Well, I speak a little faster in real life than on stage where timing is so important, but it's about the same. I sing very personal songs that are layered in the lyric and demand concentration. That's why I try and keep people engaged and blow off steam in the in-between bits at shows and to keep it all moving. And if you're singing about your life you wanna make sure your bias is that it's like everyone else's life, in some ways this has always been a strength and a weakness for me. I have a sort of cursed addiction to authenticity and personal truth which keeps me writing about what I know well, I think of Hard Rain's Gonna Fall where Dylan sings "I'll know my song well before I start singing" a lot. Old Man Luedecke is just a good old crutch to lean on to give a former shy person a bit more confidence to horse around and do the shows that I'd want to see.

Q: In the title track of this record, you cry out "My Hands are on Fire." No doubt they are, with the amount of playing you've done since your last record, Proof of Love, took the 2009 Juno award for traditional folk recording of the year. What's your relationship been with the industry that ultimately feeds and shelters you? Your music suggests you keep pretty grounded... do you ever have to check-in with yourself to slow down the pace or are you always so even keeled?

I'm never even keeled. My Hands are on Fire is the story of an icarus like narrator who's basically a version of me. I often think of my work this way, as an outsider/loser struggling to make something of himself and make it better for everyone who isn't the overconfident insider type. I want to kick the door open for everyone. Icarus of course dies it should be pointed out in the Greek myth, but I'll fly on homemade wings until it happens. Think I've always stood on the outside and built success where you wouldn't think it likely, mostly through honesty, sympathy, intelligence and horrid determination. It doesn't take much but respect to make what I do real and successful. I don't know if people who are into flashy things and being where it's at really have anything much to gain by knowing me or coming to my shows so I'm always delighted and thankful for every person that does.

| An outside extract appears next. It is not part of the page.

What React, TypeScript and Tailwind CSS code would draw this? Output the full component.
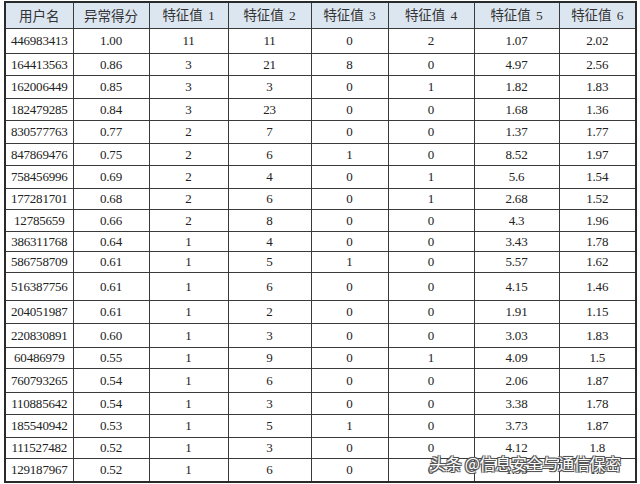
import React from 'react';

const headers = ['用户名', '异常得分', '特征值 1', '特征值 2', '特征值 3', '特征值 4', '特征值 5', '特征值 6'];

const colWidths = ['w-[68px]', 'w-[76px]', 'w-[79px]', 'w-[83px]', 'w-[77px]', 'w-[86px]', 'w-[85px]', 'w-[77px]'];

// row heights read off the screenshot, the scan is a bit uneven
const rows: { h: string; cells: string[] }[] = [
  { h: 'h-[25px]', cells: ['446983413', '1.00', '11', '11', '0', '2', '1.07', '2.02'] },
  { h: 'h-[22px]', cells: ['164413563', '0.86', '3', '21', '8', '0', '4.97', '2.56'] },
  { h: 'h-[23px]', cells: ['162006449', '0.85', '3', '3', '0', '1', '1.82', '1.83'] },
  { h: 'h-[22px]', cells: ['182479285', '0.84', '3', '23', '0', '0', '1.68', '1.36'] },
  { h: 'h-[23px]', cells: ['830577763', '0.77', '2', '7', '0', '0', '1.37', '1.77'] },
  { h: 'h-[22px]', cells: ['847869476', '0.75', '2', '6', '1', '0', '8.52', '1.97'] },
  { h: 'h-[23px]', cells: ['758456996', '0.69', '2', '4', '0', '1', '5.6', '1.54'] },
  { h: 'h-[21px]', cells: ['177281701', '0.68', '2', '6', '0', '1', '2.68', '1.52'] },
  { h: 'h-[22px]', cells: ['12785659', '0.66', '2', '8', '0', '0', '4.3', '1.96'] },
  { h: 'h-[20px]', cells: ['386311768', '0.64', '1', '4', '0', '0', '3.43', '1.78'] },
  { h: 'h-[21px]', cells: ['586758709', '0.61', '1', '5', '1', '0', '5.57', '1.62'] },
  { h: 'h-[28px]', cells: ['516387756', '0.61', '1', '6', '0', '0', '4.15', '1.46'] },
  { h: 'h-[23px]', cells: ['204051987', '0.61', '1', '2', '0', '0', '1.91', '1.15'] },
  { h: 'h-[24px]', cells: ['220830891', '0.60', '1', '3', '0', '0', '3.03', '1.83'] },
  { h: 'h-[21px]', cells: ['60486979', '0.55', '1', '9', '0', '1', '4.09', '1.5'] },
  { h: 'h-[24px]', cells: ['760793265', '0.54', '1', '6', '0', '0', '2.06', '1.87'] },
  { h: 'h-[22px]', cells: ['110885642', '0.54', '1', '3', '0', '0', '3.38', '1.78'] },
  { h: 'h-[23px]', cells: ['185540942', '0.53', '1', '5', '1', '0', '3.73', '1.87'] },
  { h: 'h-[21px]', cells: ['111527482', '0.52', '1', '3', '0', '0', '4.12', '1.8'] },
  { h: 'h-[24px]', cells: ['129187967', '0.52', '1', '6', '0', '0', '1.93', '1.3'] },
];

const App = () => {
  return (
    <div className="relative w-[640px] h-[484px] bg-white overflow-hidden pt-[1px] pl-[4px] font-['Liberation_Serif','Noto_Sans_CJK_SC',serif] text-[#222]">
      <table className="border-collapse border-2 border-[#2a2a2a] table-fixed w-[631px]">
        <thead>
          <tr className="h-[26px] bg-[#dce6f1]">
            {headers.map((h, i) => (
              <th
                key={h}
                className={`${colWidths[i]} border border-[#3a3a3a] p-0 text-center font-normal text-[13.5px] text-[#333] font-['Noto_Sans_CJK_SC',serif]`}
              >
                {h.includes(' ') ? (
                  <span>
                    {h.split(' ')[0]}
                    <span className="ml-[5px] font-['Liberation_Serif',serif]">{h.split(' ')[1]}</span>
                  </span>
                ) : (
                  h
                )}
              </th>
            ))}
          </tr>
        </thead>
        <tbody>
          {rows.map((r) => (
            <tr key={r.cells[0]} className={r.h}>
              {r.cells.map((c, j) => (
                <td key={j} className="border border-[#3a3a3a] p-0 text-center text-[13px] leading-none tracking-[-0.2px]">
                  {c}
                </td>
              ))}
            </tr>
          ))}
        </tbody>
      </table>

      {/* watermark */}
      <div className="absolute left-[430px] top-[455px] whitespace-nowrap text-[16px] leading-none tracking-[-0.3px] text-white font-['Noto_Sans_CJK_SC',sans-serif] [text-shadow:-1px_-1px_0_#555,1px_-1px_0_#555,-1px_1px_0_#555,1px_1px_0_#555,0_0_2px_#333]">
        头条 @信息安全与通信保密
      </div>
    </div>
  );
};

export default App;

Q: In "The Palace is Golden", you have the line "our own food grows in the yard". Do you grow your own food in the literal sense or make any point to live closer the the land? What does that choice mean for you?

Well we've lived in the country for five years. Am I closer to the land, yes in that I'm farther from the city. I'm a bit of a romantic who was looking for that life but it's hard for romantics to really get anything done, especially when I travel so much. We have a garden that exists in varying degrees of success and most of that can be attributed to my wife who loves digging. And yes we do eat from it daily when we can and love that type of work in the summer. I think it is finally altering my pysche though, the country life. But I could be happy and unhappy anywhere I suspect.

Q: This record claims to be one of love songs, and it certainly carries its fair share, but there appear to be some "hate" songs too... Woebetide in particular. You lay down a fiery critique with angry force. At the risk of explaining the obvious, what's the story you're telling here and what can we take from it?

Well, the inspiration for Woebetide the doer of the Deed was that that absurd expression leapt into the hook of the song. It's such a preposterous title and such an archaic anachronistic and heavy handed expression. I don't know if you can even call it an expression, I've never heard it said. The song carries a lot of clarity in the lyric I think which I think is good when you have a ridiculous title like that. There wasn't much beating around the bush. I suppose I had thought of those things for quite a while and I'm pleased that it came out in such a straightforward fashion. I often worry that I really only write about my nerves and my loves, this is a nice exception. Someone else to criticize and so deserving of it! I guess in a way it's like my white collar version of a Jesse James type song. White collar crime is so much less sexy to most people than the usual stuff we consume. Here I've got a Moses-like morality cannon to fire at the bastards.